**Problem to work on:** Quote the whole listing word for word. Do not include the pictures.

**Provided material:**
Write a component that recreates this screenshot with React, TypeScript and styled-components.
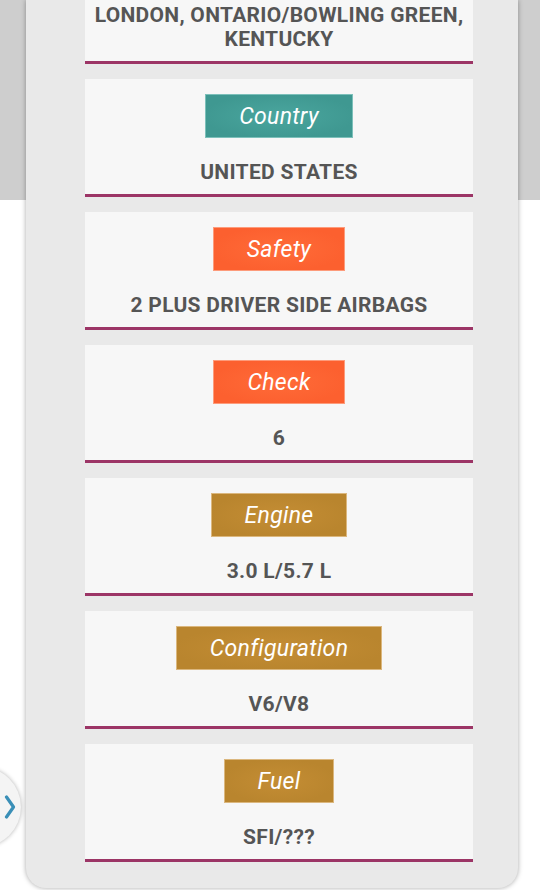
import React from "react";
import styled, { createGlobalStyle } from "styled-components";

const Global = createGlobalStyle`
  html, body {
    margin: 0;
    padding: 0;
  }
  body {
    background: linear-gradient(#cecece 0, #cecece 200px, #ffffff 200px);
    font-family: Roboto, "Liberation Sans", sans-serif;
    min-height: 890px;
    overflow: hidden;
  }
`;

const Page = styled.div`
  position: relative;
  width: 540px;
  height: 890px;
`;

const Panel = styled.div`
  position: relative;
  z-index: 1;
  margin-left: 26px;
  width: 492px;
  box-sizing: border-box;
  padding: 0 45px 26px 59px;
  background: #e9e9e9;
  border-radius: 0 0 20px 20px;
  box-shadow: 0 0 5px rgba(0, 0, 0, 0.35);
  display: flex;
  flex-direction: column;
  gap: 15px;
`;

const Card = styled.div<{ $top?: number }>`
  background: #f7f7f7;
  border-bottom: 3px solid #9c3566;
  padding: ${(p) => p.$top ?? 15}px 6px 10px;
  display: flex;
  flex-direction: column;
  align-items: center;
  text-align: center;
`;

const colors: Record<string, [string, string, string]> = {
  teal: ["#4aa69e", "#3f9891", "#7cc0ba"],
  orange: ["#ff6b38", "#fc602f", "#fd9b7b"],
  gold: ["#c48d34", "#b9852e", "#dbb77e"],
};

const Badge = styled.div<{ $tone: string }>`
  height: 42px;
  box-sizing: content-box;
  line-height: 44px;
  padding: 0 33px;
  margin-bottom: 22px;
  color: #ffffff;
  font-style: italic;
  font-size: 23px;
  letter-spacing: 0.3px;
  font-weight: 400;
  overflow: hidden;
  background: ${(p) =>
    `radial-gradient(ellipse at center, ${colors[p.$tone][0]} 0%, ${colors[p.$tone][1]} 75%)`};
  border: 1px solid ${(p) => colors[p.$tone][2]};
`;

const Value = styled.div`
  font-size: 21px;
  line-height: 24px;
  letter-spacing: 0.3px;
  font-weight: 700;
  color: #555555;
`;

const SideTab = styled.div`
  position: absolute;
  left: -59px;
  top: 767px;
  width: 80px;
  height: 80px;
  border-radius: 50%;
  background: #f4f4f4;
  box-shadow: 0 0 4px rgba(0, 0, 0, 0.3);
`;

const Chevron = styled.svg`
  position: absolute;
  left: 63px;
  top: 28px;
`;

const items: { label: string; tone: string; value: string }[] = [
  { label: "Country", tone: "teal", value: "UNITED STATES" },
  { label: "Safety", tone: "orange", value: "2 PLUS DRIVER SIDE AIRBAGS" },
  { label: "Check", tone: "orange", value: "6" },
  { label: "Engine", tone: "gold", value: "3.0 L/5.7 L" },
  { label: "Configuration", tone: "gold", value: "V6/V8" },
  { label: "Fuel", tone: "gold", value: "SFI/???" },
];

export default function App() {
  return (
    <Page>
      <Global />
      <Panel>
        <Card $top={3}>
          <Value>
            LONDON, ONTARIO/BOWLING GREEN,
            <br />
            KENTUCKY
          </Value>
        </Card>
        {items.map((it) => (
          <Card key={it.label}>
            <Badge $tone={it.tone}>{it.label}</Badge>
            <Value>{it.value}</Value>
          </Card>
        ))}
      </Panel>
      <SideTab>
        <Chevron width="12" height="24" viewBox="0 0 12 24">
          <path
            d="M2.5 2 L9.5 12 L2.5 22"
            fill="none"
            stroke="#3a8fb7"
            strokeWidth="3.2"
            strokeLinecap="round"
            strokeLinejoin="round"
          />
        </Chevron>
      </SideTab>
    </Page>
  );
}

**Task response:**
Write a component that recreates this screenshot with React, TypeScript and styled-components.
import React from "react";
import styled, { createGlobalStyle } from "styled-components";

const Global = createGlobalStyle`
  html, body {
    margin: 0;
    padding: 0;
  }
  body {
    background: linear-gradient(#cecece 0, #cecece 200px, #ffffff 200px);
    font-family: Roboto, "Liberation Sans", sans-serif;
    min-height: 890px;
    overflow: hidden;
  }
`;

const Page = styled.div`
  position: relative;
  width: 540px;
  height: 890px;
`;

const Panel = styled.div`
  position: relative;
  z-index: 1;
  margin-left: 26px;
  width: 492px;
  box-sizing: border-box;
  padding: 0 45px 26px 59px;
  background: #e9e9e9;
  border-radius: 0 0 20px 20px;
  box-shadow: 0 0 5px rgba(0, 0, 0, 0.35);
  display: flex;
  flex-direction: column;
  gap: 15px;
`;

const Card = styled.div<{ $top?: number }>`
  background: #f7f7f7;
  border-bottom: 3px solid #9c3566;
  padding: ${(p) => p.$top ?? 15}px 6px 10px;
  display: flex;
  flex-direction: column;
  align-items: center;
  text-align: center;
`;

const colors: Record<string, [string, string, string]> = {
  teal: ["#4aa69e", "#3f9891", "#7cc0ba"],
  orange: ["#ff6b38", "#fc602f", "#fd9b7b"],
  gold: ["#c48d34", "#b9852e", "#dbb77e"],
};

const Badge = styled.div<{ $tone: string }>`
  height: 42px;
  box-sizing: content-box;
  line-height: 44px;
  padding: 0 33px;
  margin-bottom: 22px;
  color: #ffffff;
  font-style: italic;
  font-size: 23px;
  letter-spacing: 0.3px;
  font-weight: 400;
  overflow: hidden;
  background: ${(p) =>
    `radial-gradient(ellipse at center, ${colors[p.$tone][0]} 0%, ${colors[p.$tone][1]} 75%)`};
  border: 1px solid ${(p) => colors[p.$tone][2]};
`;

const Value = styled.div`
  font-size: 21px;
  line-height: 24px;
  letter-spacing: 0.3px;
  font-weight: 700;
  color: #555555;
`;

const SideTab = styled.div`
  position: absolute;
  left: -59px;
  top: 767px;
  width: 80px;
  height: 80px;
  border-radius: 50%;
  background: #f4f4f4;
  box-shadow: 0 0 4px rgba(0, 0, 0, 0.3);
`;

const Chevron = styled.svg`
  position: absolute;
  left: 63px;
  top: 28px;
`;

const items: { label: string; tone: string; value: string }[] = [
  { label: "Country", tone: "teal", value: "UNITED STATES" },
  { label: "Safety", tone: "orange", value: "2 PLUS DRIVER SIDE AIRBAGS" },
  { label: "Check", tone: "orange", value: "6" },
  { label: "Engine", tone: "gold", value: "3.0 L/5.7 L" },
  { label: "Configuration", tone: "gold", value: "V6/V8" },
  { label: "Fuel", tone: "gold", value: "SFI/???" },
];

export default function App() {
  return (
    <Page>
      <Global />
      <Panel>
        <Card $top={3}>
          <Value>
            LONDON, ONTARIO/BOWLING GREEN,
            <br />
            KENTUCKY
          </Value>
        </Card>
        {items.map((it) => (
          <Card key={it.label}>
            <Badge $tone={it.tone}>{it.label}</Badge>
            <Value>{it.value}</Value>
          </Card>
        ))}
      </Panel>
      <SideTab>
        <Chevron width="12" height="24" viewBox="0 0 12 24">
          <path
            d="M2.5 2 L9.5 12 L2.5 22"
            fill="none"
            stroke="#3a8fb7"
            strokeWidth="3.2"
            strokeLinecap="round"
            strokeLinejoin="round"
          />
        </Chevron>
      </SideTab>
    </Page>
  );
}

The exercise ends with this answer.